William Anders, 21-27 December 1968

Printed 1968.

Vintage chromogenic print on fibre-based Kodak paper [NASA image AS8-14-2581].
Numbered "NASA AS8-14-2581" in red in the top margin, with NASA caption and "A Kodak Paper" watermark on the reverse (issued by NASA Manned Spacecraft Centre, Houston, Texas).

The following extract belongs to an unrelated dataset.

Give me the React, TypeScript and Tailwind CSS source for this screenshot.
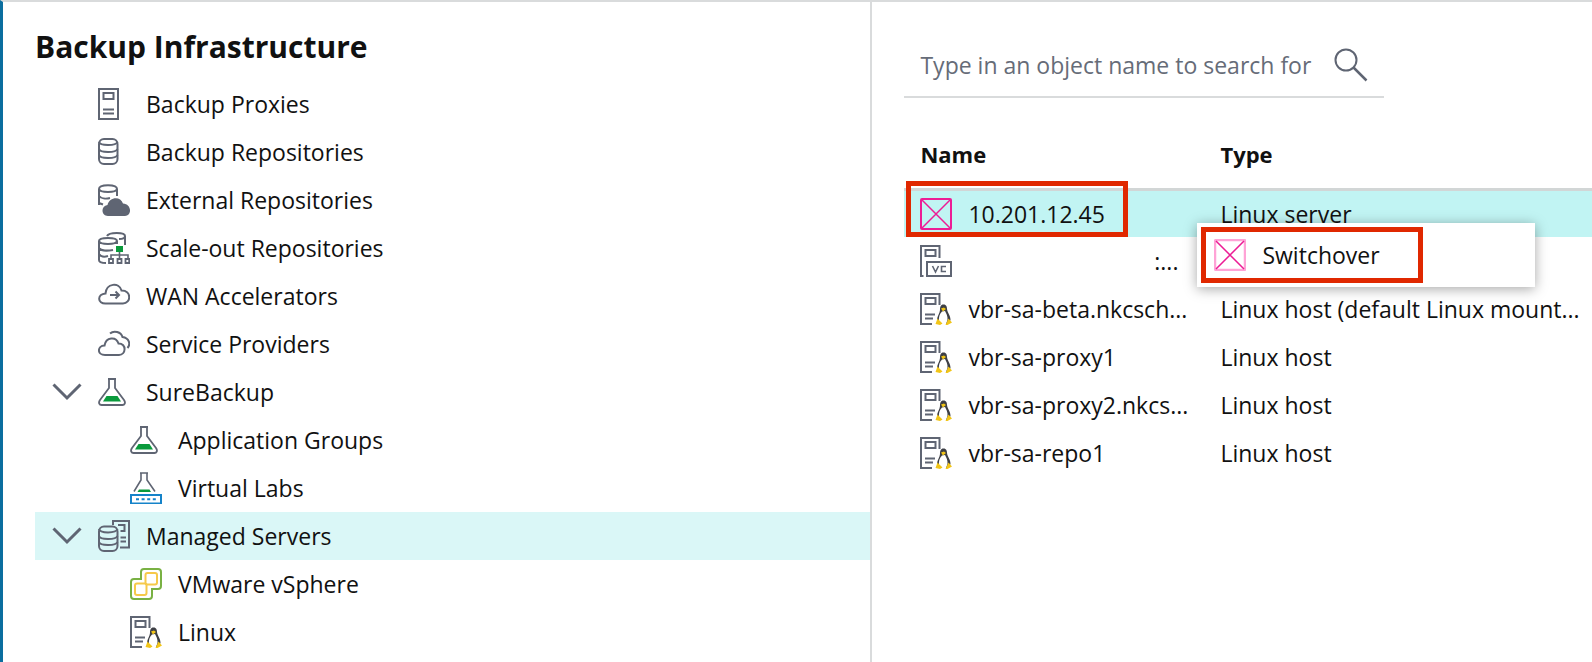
import type { ReactNode } from "react";

const GRAY = "#5f6573";
const GREEN = "#0a9a3c";

const Icon = ({ children }: { children: ReactNode }) => (
  <svg
    viewBox="0 0 32 32"
    className="w-8 h-8 shrink-0"
    fill="none"
    stroke={GRAY}
    strokeWidth="2"
    aria-hidden="true"
  >
    {children}
  </svg>
);

const ProxyIcon = () => (
  <Icon>
    <path d="M1 1H20V31H1ZM5.500 5H15.500V11H5.500ZM5 21.500H16M5 25.500H16" />
  </Icon>
);

const RepositoryIcon = () => (
  <Icon>
    <rect x="1" y="3" width="18.500" height="25" rx="5" />
    <path d="M1 6C2 10 18 10 19.500 6M1 13C2 17 18 17 19.500 13M1 19C2 23 18 23 19.500 19" />
  </Icon>
);

const ExternalIcon = () => (
  <Icon>
    <path d="M1 21V5C1 0 19 0 19 5V12M1 5C2 9 18 9 19 5M1 12C3 14.500 8 15 12 14M1 19L5 20.500" />
    <path
      d="M10 32C3 32 2.500 22 9.500 21C11 13 22.500 11.500 25 19.500C34 20 34 32 27 32Z"
      fill={GRAY}
      stroke="none"
    />
  </Icon>
);

const ScaleOutIcon = () => (
  <Icon>
    <path d="M9 4C11 0 27 0 27 4V13M21 7C24 7 27 6 27 4" />
    <path d="M8 31C4 31 1 30 1 28V9C1 5 19 5 19 9V12M1 9C2 13 18 13 19 9M1 16C3 19 10 19 15 18M1 22C3 25 7 25 10 24" />
    <path d="M21.500 19V26M13 26V23H30V26" strokeWidth="1.600" />
    <rect x="18" y="14" width="7" height="6" fill={GREEN} stroke="none" />
    <path d="M11 27H15V31H11ZM19.500 27H23.500V31H19.500ZM27.500 27H31.200V31H27.500Z" strokeWidth="1.800" />
  </Icon>
);

const WanIcon = () => (
  <Icon>
    <path d="M8 23.500C-1 24-1 14 7.500 13.500C8.500 3 21 2 23.500 10.500C34 10.500 33 23.500 25 23.500Z" />
    <path d="M12 15H21M17.500 11.500L21 15L17.500 18.500" />
  </Icon>
);

const ProvidersIcon = () => (
  <Icon>
    <path d="M7 27C-1 27-1 18 6.500 17.500C8 9 18 8 20.500 15.500C29 15.500 28 27 21 27Z" />
    <path d="M12 5.500C16 2 23 4 24.500 9C31 10 33 16 29.500 20" />
  </Icon>
);

const FlaskIcon = () => (
  <Icon>
    <path d="M10 3H18M11 3V12L2 24C0 27 1.500 29 3.500 29H24.500C26.500 29 28 27 26 24L17 12V3" strokeWidth="1.800" />
    <path d="M8.500 20H19.500L23 25.500H5Z" fill={GREEN} stroke="none" />
  </Icon>
);

const LabIcon = () => (
  <Icon>
    <path d="M10 1H18M11 1V8L4 19.500M17 1V8L25 19.500" strokeWidth="1.600" />
    <path d="M9 17.500H19.500L21 20H7.500Z" fill={GREEN} stroke="none" />
    <rect x="1" y="23" width="30" height="8.500" stroke="#1583c9" />
    <path d="M6 27.300H26" stroke="#1583c9" strokeDasharray="3 2.600" />
  </Icon>
);

const ManagedIcon = () => (
  <Icon>
    <path d="M15 5V1H31V27.500H22M20 5H26.500V11H22.500M22.500 17.500H28M22.500 21.500H28" />
    <rect x="1" y="6.500" width="18.500" height="24.500" rx="5" />
    <path d="M1 9C2 13.500 18 13.500 19.500 9M1 16C2 20 18 20 19.500 16M1 22C2 26 18 26 19.500 22" />
  </Icon>
);

const VmwareIcon = () => (
  <Icon>
    <path
      d="M14 1H28Q31 1 31 4V18Q31 21 28 21H22V28Q22 31 19 31H4Q1 31 1 28V14Q1 11 4 11H11V4Q11 1 14 1Z"
      stroke="#79b143"
    />
    <g stroke="#f6c94a">
      <rect x="15.500" y="5" width="11.500" height="11.500" rx="2" />
      <rect x="5" y="15.500" width="11.500" height="11.500" rx="2" />
    </g>
  </Icon>
);

const LinuxIcon = () => (
  <Icon>
    <path d="M12 31H1V1H19.500V12M5.500 5H15.500V11H5.500ZM5 21.500H15M5 25.500H13" />
    <path
      d="M23.500 11.500C20.500 11.500 20 14 20 17C20 20 17 23 17 27L20 31H28L30.500 27C30.500 22 27.500 20 27 16C27 14 26.500 11.500 23.500 11.500Z"
      fill="#3d3f45"
      stroke="none"
    />
    <path
      d="M22 18.500C19.500 21 18.500 24 19 28L22 31H26L27.500 27C28 23 26 20 25 18Z"
      fill="#fff"
      stroke="none"
    />
    <path
      d="M21 15.500L24 14.500L26 16L23 18.500ZM17.500 25.500L22.500 30.500L20 32L15.500 31ZM28.500 25.500L32 29.500L27.500 32H25.500Z"
      fill="#f2c517"
      stroke="none"
    />
  </Icon>
);

const VcIcon = () => (
  <Icon>
    <path d="M3.500 31H1V1H19.500V13M5.500 5H15.500V11H5.500Z" />
    <rect x="7" y="17" width="24" height="14" />
    <path d="M12.500 21L15.500 27L18.500 21M26 21.500H21.500V26.500H26" strokeWidth="1.600" />
  </Icon>
);

const CrossBoxIcon = ({ pale = false }: { pale?: boolean }) => (
  <Icon>
    <rect
      x="1"
      y="1"
      width="30"
      height="30"
      rx="1"
      stroke={pale ? "#ffa3d6" : "#ec1c95"}
      strokeWidth={pale ? "2.500" : "2"}
    />
    <path d="M2 2L30 30M30 2L2 30" stroke="#ec1c95" strokeWidth="1.500" />
  </Icon>
);

const Chevron = () => (
  <svg
    viewBox="0 0 30 18"
    className="w-[30px] h-[18px]"
    fill="none"
    stroke={GRAY}
    strokeWidth="3"
    aria-hidden="true"
  >
    <path d="M1.500 1.500L15 15L28.500 1.500" />
  </svg>
);

const tree = [
  { label: "Backup Proxies", icon: <ProxyIcon /> },
  { label: "Backup Repositories", icon: <RepositoryIcon /> },
  { label: "External Repositories", icon: <ExternalIcon /> },
  { label: "Scale-out Repositories", icon: <ScaleOutIcon /> },
  { label: "WAN Accelerators", icon: <WanIcon /> },
  { label: "Service Providers", icon: <ProvidersIcon /> },
  { label: "SureBackup", icon: <FlaskIcon />, open: true },
  { label: "Application Groups", icon: <FlaskIcon />, nested: true },
  { label: "Virtual Labs", icon: <LabIcon />, nested: true },
  { label: "Managed Servers", icon: <ManagedIcon />, open: true, active: true },
  { label: "VMware vSphere", icon: <VmwareIcon />, nested: true },
  { label: "Linux", icon: <LinuxIcon />, nested: true },
];

const servers = [
  { name: "vbr-sa-beta.nkcsch...", type: "Linux host (default Linux mount..." },
  { name: "vbr-sa-proxy1", type: "Linux host" },
  { name: "vbr-sa-proxy2.nkcs...", type: "Linux host" },
  { name: "vbr-sa-repo1", type: "Linux host" },
];

const Sidebar = () => {
  return (
    <nav className="border-r-2 border-[#d9dbdc] pl-8">
      <h1 className="pt-6 pb-3 text-[30px] leading-[42px] font-bold">
        Backup Infrastructure
      </h1>
      <ul>
        {tree.map((item) => (
          <li key={item.label} className={item.active ? "bg-[#daf7f7]" : ""}>
            <a
              href="#"
              className={`flex items-center h-12 gap-4 ${
                item.nested ? "pl-[95px]" : item.open ? "pl-[17px]" : "pl-[63px]"
              }`}
            >
              {item.open && <Chevron />}
              {item.icon}
              {item.label}
            </a>
          </li>
        ))}
      </ul>
    </nav>
  );
};

const SearchBox = () => {
  return (
    <label className="flex items-center justify-between w-[480px] max-w-full h-16 px-4 border-b-2 border-[#d9dbdc]">
      <input
        type="text"
        aria-label="Search objects"
        placeholder="Type in an object name to search for"
        className="flex-1 min-w-0 outline-none placeholder:text-[#666c78] placeholder:opacity-100"
      />
      <svg
        viewBox="0 0 34 34"
        className="w-[34px] h-[34px] shrink-0"
        fill="none"
        stroke={GRAY}
        strokeWidth="2"
        aria-hidden="true"
      >
        <circle cx="12" cy="12" r="10.500" />
        <path d="M19.500 19.500L32.500 32.500" strokeWidth="2.500" />
      </svg>
    </label>
  );
};

const ContextMenu = () => {
  return (
    <div className="absolute z-10 top-8 left-[-7px] w-[338px] p-1 bg-white shadow-[0_2px_12px_rgba(0,0,0,0.35)]">
      <button
        type="button"
        className="flex items-center gap-4 w-[222px] h-14 pl-2 border-5 border-[#e02800]"
      >
        <CrossBoxIcon pale />
        Switchover
      </button>
    </div>
  );
};

const ServerTable = () => {
  return (
    <table className="w-full table-fixed text-left whitespace-nowrap">
      <thead className="text-[22px]">
        <tr className="h-16 border-b-[3px] border-[#d2d6d6]">
          <th className="w-[300px] pl-4 pb-1">Name</th>
          <th className="pl-4 pb-1">Type</th>
        </tr>
      </thead>
      <tbody>
        <tr className="h-12 bg-[#c1f4f3]">
          <td className="relative pl-4">
            <div className="flex items-center gap-4">
              <CrossBoxIcon />
              10.201.12.45
            </div>
            <div className="absolute -top-2.5 left-0.5 w-[222px] h-14 border-5 border-[#e02800]" />
          </td>
          <td className="relative pl-4">
            Linux server
            <ContextMenu />
          </td>
        </tr>
        <tr className="h-12">
          <td className="pl-4">
            <div className="flex items-center justify-between pr-[26px]">
              <VcIcon />
              :...
            </div>
          </td>
          <td />
        </tr>
        {servers.map((server) => (
          <tr key={server.name} className="h-12">
            <td className="pl-4">
              <div className="flex items-center gap-4">
                <LinuxIcon />
                {server.name}
              </div>
            </td>
            <td className="pl-4">{server.type}</td>
          </tr>
        ))}
      </tbody>
    </table>
  );
};

const App = () => {
  return (
    <div className="grid grid-cols-[870fr_720fr] min-h-screen overflow-hidden bg-white border-t-2 border-t-[#d9dbdc] border-l-3 border-l-[#0b6e9f] font-['Open_Sans',sans-serif] text-[23px] leading-8 text-[#111]">
      <Sidebar />
      <main className="pl-8 pt-8">
        <SearchBox />
        <div className="pt-[27px]">
          <ServerTable />
        </div>
      </main>
    </div>
  );
};

export default App;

20.3 x 25.4 cm. (8 x 10 in.)

Historical context
A milestone in history: the moment humanity truly left Earth for the first time, captured by the Apollo 8 crew.
After orbiting Earth twice, the astronauts fired the Saturn V's third stage, becoming the first humans to break free from Earth's gravitational pull. This historic photograph, taken by William Anders with an 80mm lens after separating from the expended S-IVB stage following translunar injection, is the first image captured by humans beyond Earth orbit—revealing a vast expanse of the Atlantic Ocean, Florida and the turquoise Bahamas.

Footnotes

[National Geographic caption for the photograph] Already farther out in space than man has ever flown, Apollo 8's crew at 3,500 miles gaze down on the shallow Bahama Banks (bottom of picture), turquoise against the darker, deeper Atlantic. Few clouds veil the southeastern coast of the United States and the West Indies (left of picture), but to the northeast a huge storm system swirls over the ocean. The spacecraft has now kicked out of Earth orbit toward the Moon. (National Geographic, May 1969, p. 609)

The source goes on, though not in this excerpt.